### Task prompt
Print all of the lines exactly. Any picture among them stays out.
----------------
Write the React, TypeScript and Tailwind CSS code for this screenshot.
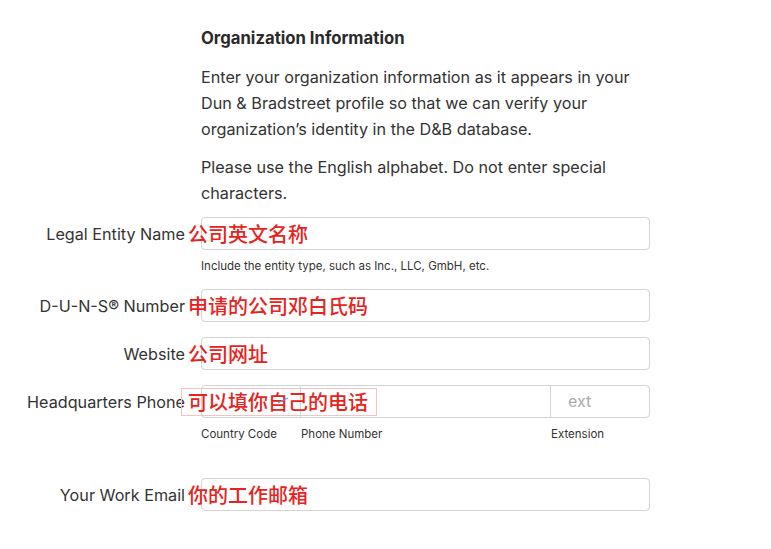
const font = "font-['Inter','Noto_Sans_CJK_SC',sans-serif]";

function Note({ text }: { text: string }) {
  return (
    <span className="absolute top-1/2 -translate-y-1/2 left-[-13px] whitespace-nowrap text-[20px] leading-[26px] font-medium text-[#e6231c] font-['Noto_Sans_CJK_SC',sans-serif]">
      {text}
    </span>
  );
}

function Row({
  label,
  note,
  children,
  className = "",
}: {
  label: string;
  note?: string;
  children?: React.ReactNode;
  className?: string;
}) {
  return (
    <div className={`flex items-center ${className}`}>
      <div className="w-[185px] shrink-0 pt-[2px] text-right text-[16.2px] text-[#333]">{label}</div>
      <div className="relative ml-[16px] w-[449px]">
        {children ?? <div className="h-[33px] rounded-[4px] border border-[#d4d4d4] bg-white" />}
        {note && <Note text={note} />}
      </div>
    </div>
  );
}

export default function App() {
  return (
    <div className={`min-h-screen w-[771px] bg-white text-[#333] ${font}`}>
      <div className="pl-[201px] pt-[26px] w-[655px]">
        <h2 className="text-[16.7px] leading-[24px] font-bold text-[#2b2b2b]">Organization Information</h2>
        <p className="mt-[14px] text-[16.2px] leading-[26px]">
          Enter your organization information as it appears in your Dun &amp; Bradstreet profile so that we can verify
          your organization’s identity in the D&amp;B database.
        </p>
        <p className="mt-[12px] text-[16.2px] leading-[26px]">
          Please use the English alphabet. Do not enter special characters.
        </p>
      </div>

      <Row label="Legal Entity Name" note="公司英文名称" className="mt-[11px]" />
      <div className="ml-[201px] mt-[8px] text-[11.5px] leading-[16px] text-[#333]">
        Include the entity type, such as Inc., LLC, GmbH, etc.
      </div>

      <Row label="D-U-N-S® Number" note="申请的公司邓白氏码" className="mt-[15px]" />
      <Row label="Website" note="公司网址" className="mt-[15px]" />

      <div className="mt-[15px] flex items-center">
        <div className="w-[185px] shrink-0 pt-[2px] text-right text-[16.2px] text-[#333]">Headquarters Phone</div>
        <div className="relative ml-[16px] w-[449px]">
          <div className="flex h-[33px] rounded-[4px] border border-[#d4d4d4] bg-white">
            <div className="w-[99px] border-r border-[#d4d4d4]" />
            <div className="w-[250px] border-r border-[#d4d4d4]" />
            <div className="flex-1 pl-[17px] text-[16px] leading-[31px] text-[#ababab]">ext</div>
          </div>
          <span className="absolute top-1/2 -translate-y-1/2 left-[-19px] whitespace-nowrap pl-[6px] pr-[8px] text-[20px] leading-[26px] font-medium text-[#e6231c] outline outline-1 outline-[#f6c2c2] font-['Noto_Sans_CJK_SC',sans-serif]">
            可以填你自己的电话
          </span>
          <svg className="absolute left-[76px] top-[12px]" width="12" height="7" viewBox="0 0 12 7">
            <path d="M1 6 L11 1" stroke="#5aa0d8" strokeWidth="1.2" />
          </svg>
        </div>
      </div>
      <div className="ml-[201px] mt-[8px] flex w-[449px] text-[11.5px] leading-[16px] text-[#333]">
        <div className="w-[100px]">Country Code</div>
        <div className="w-[250px]">Phone Number</div>
        <div>Extension</div>
      </div>

      <Row label="Your Work Email" note="你的工作邮箱" className="mt-[36px]" />
    </div>
  );
}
----------------
### Exercise answer
Write the React, TypeScript and Tailwind CSS code for this screenshot.
const font = "font-['Inter','Noto_Sans_CJK_SC',sans-serif]";

function Note({ text }: { text: string }) {
  return (
    <span className="absolute top-1/2 -translate-y-1/2 left-[-13px] whitespace-nowrap text-[20px] leading-[26px] font-medium text-[#e6231c] font-['Noto_Sans_CJK_SC',sans-serif]">
      {text}
    </span>
  );
}

function Row({
  label,
  note,
  children,
  className = "",
}: {
  label: string;
  note?: string;
  children?: React.ReactNode;
  className?: string;
}) {
  return (
    <div className={`flex items-center ${className}`}>
      <div className="w-[185px] shrink-0 pt-[2px] text-right text-[16.2px] text-[#333]">{label}</div>
      <div className="relative ml-[16px] w-[449px]">
        {children ?? <div className="h-[33px] rounded-[4px] border border-[#d4d4d4] bg-white" />}
        {note && <Note text={note} />}
      </div>
    </div>
  );
}

export default function App() {
  return (
    <div className={`min-h-screen w-[771px] bg-white text-[#333] ${font}`}>
      <div className="pl-[201px] pt-[26px] w-[655px]">
        <h2 className="text-[16.7px] leading-[24px] font-bold text-[#2b2b2b]">Organization Information</h2>
        <p className="mt-[14px] text-[16.2px] leading-[26px]">
          Enter your organization information as it appears in your Dun &amp; Bradstreet profile so that we can verify
          your organization’s identity in the D&amp;B database.
        </p>
        <p className="mt-[12px] text-[16.2px] leading-[26px]">
          Please use the English alphabet. Do not enter special characters.
        </p>
      </div>

      <Row label="Legal Entity Name" note="公司英文名称" className="mt-[11px]" />
      <div className="ml-[201px] mt-[8px] text-[11.5px] leading-[16px] text-[#333]">
        Include the entity type, such as Inc., LLC, GmbH, etc.
      </div>

      <Row label="D-U-N-S® Number" note="申请的公司邓白氏码" className="mt-[15px]" />
      <Row label="Website" note="公司网址" className="mt-[15px]" />

      <div className="mt-[15px] flex items-center">
        <div className="w-[185px] shrink-0 pt-[2px] text-right text-[16.2px] text-[#333]">Headquarters Phone</div>
        <div className="relative ml-[16px] w-[449px]">
          <div className="flex h-[33px] rounded-[4px] border border-[#d4d4d4] bg-white">
            <div className="w-[99px] border-r border-[#d4d4d4]" />
            <div className="w-[250px] border-r border-[#d4d4d4]" />
            <div className="flex-1 pl-[17px] text-[16px] leading-[31px] text-[#ababab]">ext</div>
          </div>
          <span className="absolute top-1/2 -translate-y-1/2 left-[-19px] whitespace-nowrap pl-[6px] pr-[8px] text-[20px] leading-[26px] font-medium text-[#e6231c] outline outline-1 outline-[#f6c2c2] font-['Noto_Sans_CJK_SC',sans-serif]">
            可以填你自己的电话
          </span>
          <svg className="absolute left-[76px] top-[12px]" width="12" height="7" viewBox="0 0 12 7">
            <path d="M1 6 L11 1" stroke="#5aa0d8" strokeWidth="1.2" />
          </svg>
        </div>
      </div>
      <div className="ml-[201px] mt-[8px] flex w-[449px] text-[11.5px] leading-[16px] text-[#333]">
        <div className="w-[100px]">Country Code</div>
        <div className="w-[250px]">Phone Number</div>
        <div>Extension</div>
      </div>

      <Row label="Your Work Email" note="你的工作邮箱" className="mt-[36px]" />
    </div>
  );
}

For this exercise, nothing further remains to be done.